# Oakthorpe lake



## gundamepyon87 (Jun 23, 2008)

Checked this place out last weekend, looks decent enough. Didn't do any fishing since I haven't gotten a boat yet, and there's practically no shore fishing access. Going to go back in the next month sometime with a boat and try it out, was wondering if anyone has been there before and had some tips. The west side of the lake looks promising, there's supposed to be some deep dropoffs and it's thoroughly covered by shade during the day. Thanks in advance.


----------



## jfarkas (Apr 14, 2008)

i Fished there about a month ago and only caught some small cats. I was told that someone pulled out a 7 and a 8 pound LM from there a week ago though. Thats a smalllllllll lake. I didnt really like it.

I like RushCreek better then that lake.


----------



## gundamepyon87 (Jun 23, 2008)

Well, I think I'll give it a shot this weekend or next. If you think that's a small lake, try Greenfield or Rock Mill (both outside of Lancaster).

Rush Creek is a lot nicer, but I just want to try everything. By the way, don't go to Rock Mill, it smells awful and there's no good place to fish from unless you walk all the way down to the dam.


----------



## puterdude (Jan 27, 2006)

Would you believe at one time there were Northerns in Oakthorpe.I doubt if any are left in there and I certainly don't think ODNR are putting any more in there,but one time they did.


----------



## JignPig Guide (Aug 3, 2007)

don't go to Rock Mill, it smells awful and there's no good place to fish from unless you walk all the way down to the dam.[/QUOTE]

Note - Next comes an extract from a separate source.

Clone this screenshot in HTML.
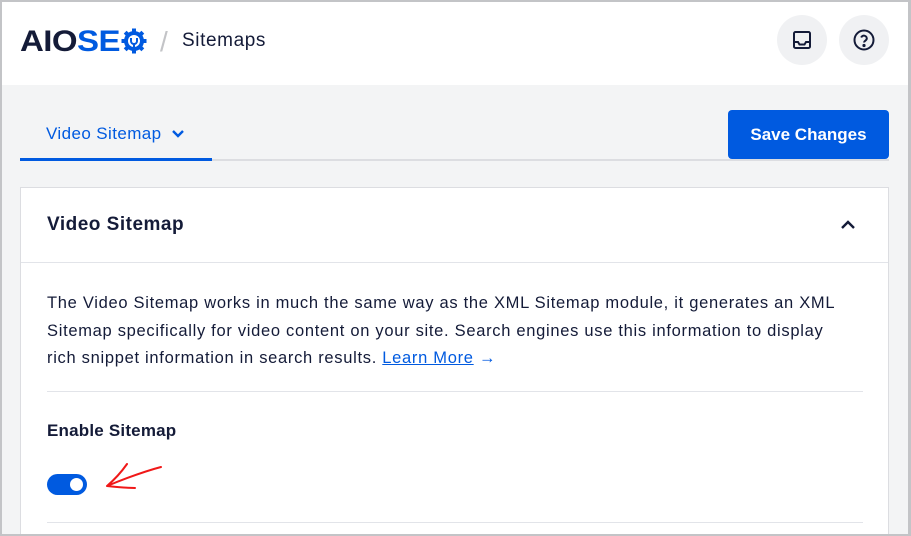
<!DOCTYPE html>
<html><head><style>
*{margin:0;padding:0;box-sizing:border-box}
html,body{width:911px;height:536px;overflow:hidden}
body{font-family:"Liberation Sans",sans-serif;color:#141b38;background:#f3f4f5;position:relative}
.frame{position:absolute;inset:0;border:2px solid #c3c4c7;border-right-width:3px;pointer-events:none;z-index:10}
.hdr{position:absolute;left:0;top:0;width:911px;height:85px;background:#fff}
.logo{position:absolute;left:20px;top:25px;font-weight:900;font-size:30px;letter-spacing:-0.5px;color:#141b38;transform:scaleX(1.1);transform-origin:0 0}
.logo b{color:#005ae0}
.slash{position:absolute;left:160px;top:26px;font-size:28px;color:#c3c4c7}
.crumb{position:absolute;left:182px;top:30px;font-size:19px;letter-spacing:.6px}
.ib{position:absolute;top:15px;width:50px;height:50px;border-radius:50%;background:#f0f1f3}
.tab{position:absolute;left:46px;top:124px;font-size:17px;color:#005ae0;letter-spacing:.4px}
.tabline{position:absolute;left:20px;top:159px;width:869px;height:2px;background:#dcdde1}
.tabact{position:absolute;left:20px;top:158px;width:192px;height:3px;background:#005ae0}
.btn{position:absolute;left:728px;top:110px;width:161px;height:49px;background:#005ae0;border-radius:4px;color:#fff;font-weight:bold;font-size:17px;text-align:center;line-height:49px}
.card{position:absolute;left:20px;top:187px;width:869px;height:349px;background:#fff;border:1px solid #dcdde1;border-bottom:none;overflow:hidden}
.ct{position:absolute;left:26px;top:26px;font-weight:bold;font-size:19px;letter-spacing:.5px}
.d{position:absolute;height:1px;background:#e2e4e9}
.p{position:absolute;left:26px;top:102px;white-space:nowrap;font-size:16.5px;line-height:27.5px;color:#141b38;letter-spacing:.7px}
.p a{color:#005ae0;text-decoration:underline}
.es{position:absolute;left:26px;top:233px;font-weight:bold;font-size:17px;letter-spacing:.2px}
.tg{position:absolute;left:26px;top:286px;width:40px;height:21px;border-radius:11px;background:#005ae0}
.tg i{position:absolute;right:4px;top:4px;width:13px;height:13px;border-radius:50%;background:#fff}
</style></head><body>
<div class="hdr">
<div class="logo">AIO<b>SE</b></div>
<svg style="position:absolute;left:121px;top:28px" width="26" height="26" viewBox="0 0 26 26"><circle cx="13" cy="13" r="10" fill="#005ae0"/><g fill="#005ae0"><rect x="11" y="0.5" width="4" height="5"/><rect x="11" y="20.5" width="4" height="5"/><rect x="0.5" y="11" width="5" height="4"/><rect x="20.5" y="11" width="5" height="4"/><rect x="11" y="0.5" width="4" height="5" transform="rotate(45 13 13)"/><rect x="11" y="20.5" width="4" height="5" transform="rotate(45 13 13)"/><rect x="0.5" y="11" width="5" height="4" transform="rotate(45 13 13)"/><rect x="20.5" y="11" width="5" height="4" transform="rotate(45 13 13)"/></g><circle cx="13" cy="13" r="6" fill="#fff"/><path d="M10 10v3a3 3 0 006 0v-3M13 16v4" stroke="#005ae0" stroke-width="2" fill="none"/></svg>
<div class="slash">/</div>
<div class="crumb">Sitemaps</div>
<div class="ib" style="left:777px"><svg style="position:absolute;left:15px;top:15px" width="20" height="20" viewBox="0 0 20 20" fill="none" stroke="#141b38" stroke-width="2"><rect x="2" y="2" width="16" height="16" rx="1.5"/><path d="M2 12h4l1.5 2.5h5L14 12h4"/></svg></div>
<div class="ib" style="left:839px"><svg style="position:absolute;left:13px;top:13px" width="24" height="24" viewBox="0 0 24 24" fill="none" stroke="#141b38" stroke-width="2"><circle cx="12" cy="12" r="9.5"/><path d="M9.2 9.5a2.9 2.9 0 015.6 1c0 2-2.8 2.3-2.8 4"/><circle cx="12" cy="17.5" r=".6" fill="#141b38"/></svg></div>
</div>
<div class="tab">Video Sitemap <svg width="14" height="10" viewBox="0 0 14 10" style="margin-left:4px"><path d="M2 2l5 5 5-5" stroke="#005ae0" stroke-width="2.4" fill="none"/></svg></div>
<div class="tabline"></div><div class="tabact"></div>
<div class="btn">Save Changes</div>
<div class="card">
<div class="ct">Video Sitemap</div>
<svg style="position:absolute;left:819px;top:31px" width="16" height="12" viewBox="0 0 16 12"><path d="M2 9l6-6 6 6" stroke="#141b38" stroke-width="2.4" fill="none"/></svg>
<div class="d" style="left:0;top:74px;width:867px"></div>
<div class="p">The Video Sitemap works in much the same way as the XML Sitemap module, it generates an XML<br>Sitemap specifically for video content on your site. Search engines use this information to display<br>rich snippet information in search results. <a>Learn More</a> <span style="color:#005ae0">→</span></div>
<div class="d" style="left:26px;top:203px;width:816px"></div>
<div class="es">Enable Sitemap</div>
<div class="tg"><i></i></div>
<div class="d" style="left:26px;top:334px;width:816px"></div>
</div>
<svg style="position:absolute;left:0;top:0;z-index:5" width="911" height="536"><path d="M161 467C142 472 124 479 107 486M127 464C120 474 114 480 107 486 116 487 126 488 135 488" stroke="#f01818" stroke-width="2" fill="none" stroke-linecap="round" stroke-linejoin="round"/></svg>
<div class="frame"></div>
</body></html>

Yes, I second that. You keep everyone out of there so I can catch more: five, four, and three pounder bass fish...
There are some true giants in Rockmill. 

Here is a picture of a 5.5-pounder & a 3.5-pounder I caught out there a few years back.


----------



## JignPig Guide (Aug 3, 2007)

I think I posted a wrong picture on my last reply. Come to think of it... I was fishing out of another watercraft and I didn't have that hat when I caught the 5.5 & 3.5 out of Rockmill.
Problem is, I can't remember where I was when the last picture was taken.


----------



## Underspin (Apr 4, 2008)

I've fished there a couple times this year. Caught a good mixed bag each time, although nothing spectacular. I did catch a 3lb LM on a road runner and ultra light, which was a lot of fun. I saw a couple of absolute hog LM's along the bank on the dam side. I thought they were carp at first, but then realized they were LM. I'm guessing they were at least 8lb. I threw a soft plastic lizzard on a Carolina rig but didn't entice them.

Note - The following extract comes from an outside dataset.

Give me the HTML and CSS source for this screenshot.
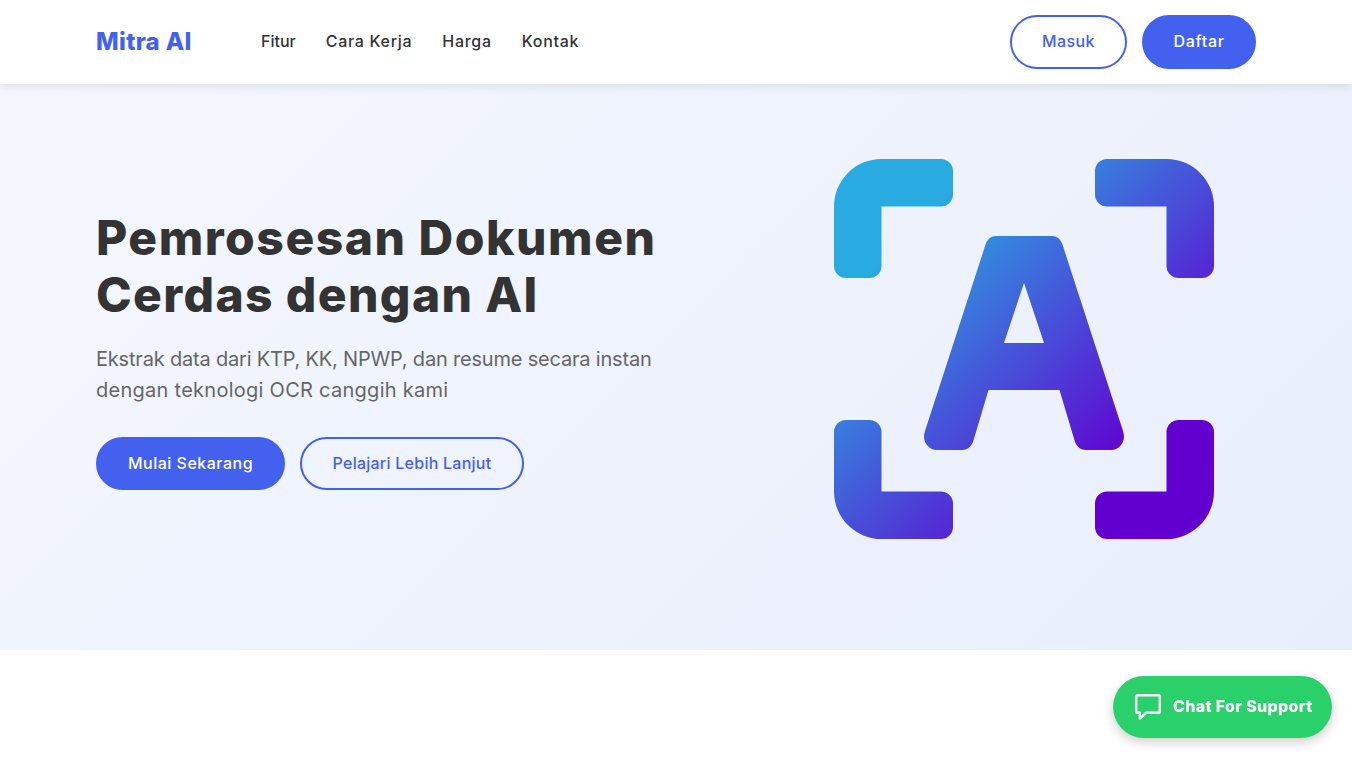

Other than LM, we caught crappie, gills, sunfish, catfish and even a few perch. All small to average size with the exception of a couple 14" crappie.


----------



## loganlure (Aug 15, 2008)

puterdude said:


> Would you believe at one time there were Northerns in Oakthorpe.I doubt if any are left in there and I certainly don't think ODNR are putting any more in there,but one time they did.


I have some pictures somewhere of a Northern I caught there when I was a kid. I'll try to find them. I grew up on that glorified pond. I know this thread is old , but couldn't resist. 

Actually not related but my dad and uncle cut A LOT of wood out of Rushcreek lake before it was a lake. I spent a lot of time on the bottom of that lake swinging on grape vines. I know the bottom pretty well. I grew up just outside of Rushville, so after it was filled (twice), I fished the heck out of it.


----------